The rise of immersive entertainment continues, with Vegas serving as both literal and metaphorical backdrop. From Sony’s spatial content tools to The Sphere (imagine Times Square and IMAX had a baby, and then fed it nothing but energy drinks), everything’s designed to pull you into the experience. Or at least surround you with pixels until you surrender.

And yes, transparent TVs are now a thing. A big screen that doesn’t block your view – because what your living room really needs is a screen you can barely see playing a show you’re barely watching. Welcome to peak modernity.


🩺 Health Tech: Less Waiting Room, More Algorithm

Healthcare was another big story – with devices promising to monitor your vitals, analyze your face, and potentially tell you you’re stressed… from a mirror. We’ve officially entered the “your reflection is judging you” phase of tech evolution.

Withings’ BeamO (part thermometer, part EKG, part tricorder) and Sennheiser’s heart rate–reading earbuds are just a few of the “at-home doctor” devices now elbowing their way into our routines. The line between wellness and full-blown biometric surveillance has never been thinner.


🕶️ The Post-Phone Era Is (Almost) Here

We’re now inching toward a world where your screens live on your face instead of your pocket.
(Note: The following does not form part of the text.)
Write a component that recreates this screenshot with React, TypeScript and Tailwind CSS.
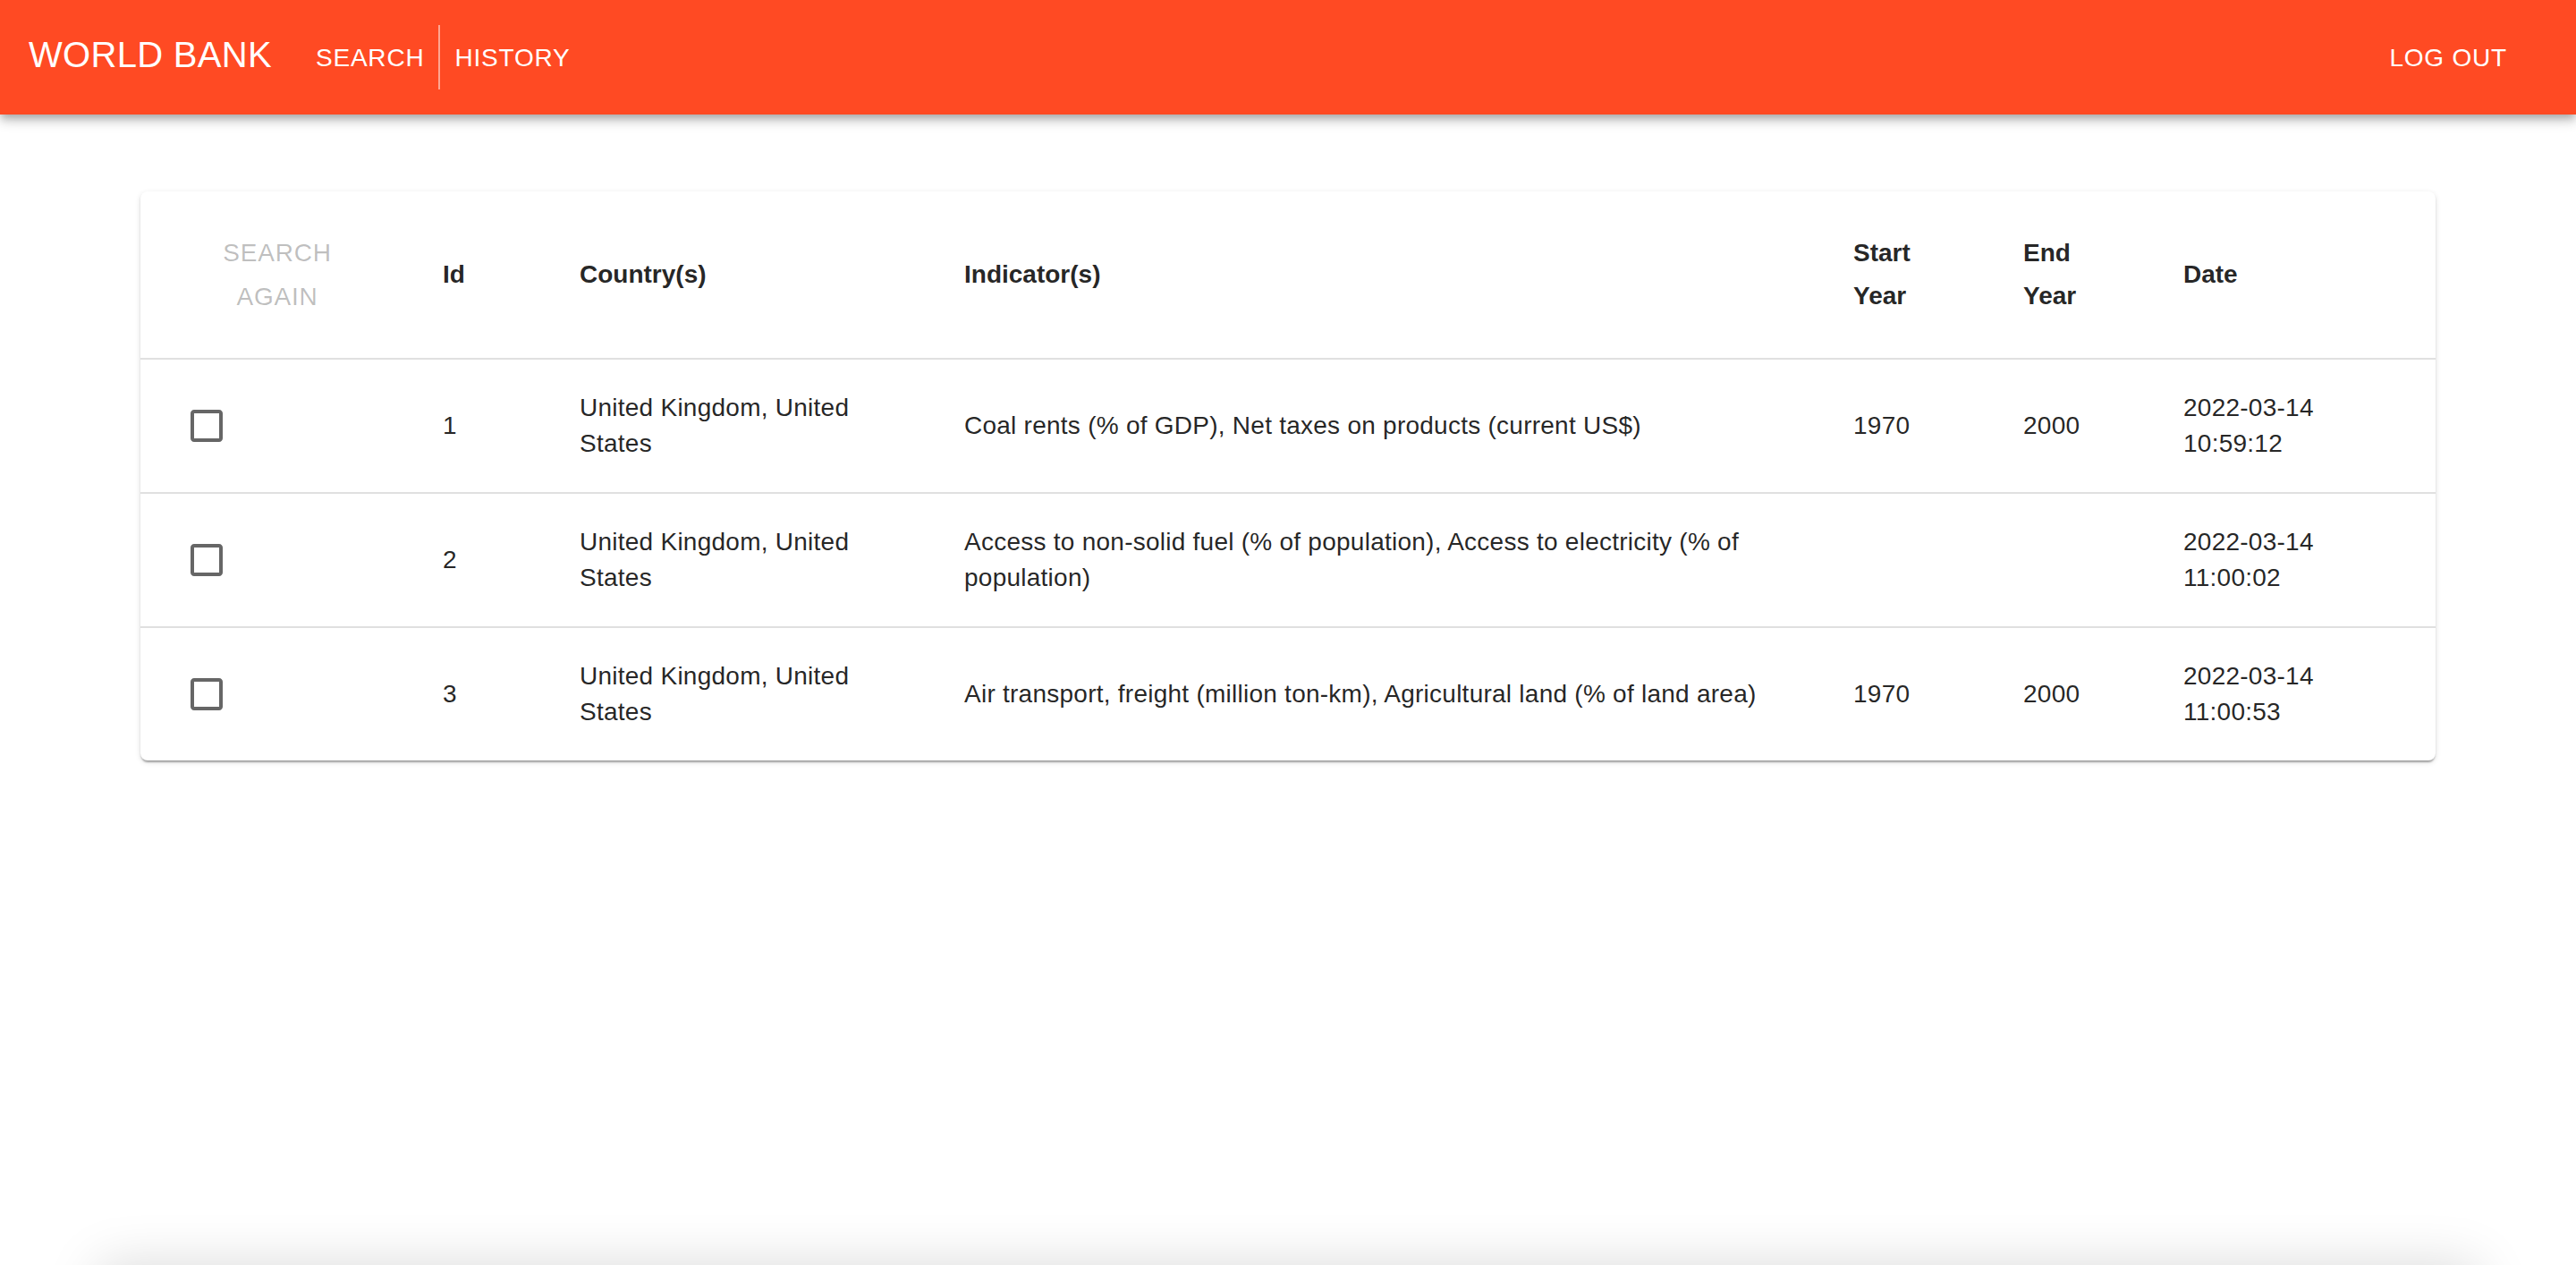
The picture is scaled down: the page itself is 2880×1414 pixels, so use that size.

AR glasses. XR headsets. Meta’s Ray-Bans that whisper useful things in your ear. CES gave us glimpses of what happens when your devices don’t ask for your attention – they just assume it’s already theirs.

Even Apple made waves from afar by dropping the Vision Pro release info during CES week (a power move if ever there was one). Whether we call it spatial computing, the metaverse, or “that new 3D thing,” the trendline is clear: interfaces are dissolving, and we’re heading straight into a wearable, voice-powered, AI-enhanced future.


🚀 So, What Now?

For those of us who didn’t brave the convention center, CES remains a reliable mix of inspiration and spectacle. It’s a magic show with just enough real innovation hidden beneath the fog machine to make it worth watching.

Some of what we saw this year will fade into the void (AI laundry, anyone?). But the broader themes – personalization without input, invisible interfaces, AI-enhanced everything – those are here to stay.

So no, I wasn’t there. But I’ve seen enough CES cycles to know that the trick isn’t chasing the shiny objects – it’s spotting the quiet signals hiding underneath them.


📣 Final Thought

If your brand, agency, or platform isn’t already planning for a future where AI powers experience, shopping, content, and customer service – you’re not just late, you’re analog. And if you are planning? Keep one eye on the tech, and the other on what people actually do with it.

And from here, CES still looks like what it always is: a fascinating, slightly unhinged vision board for the future.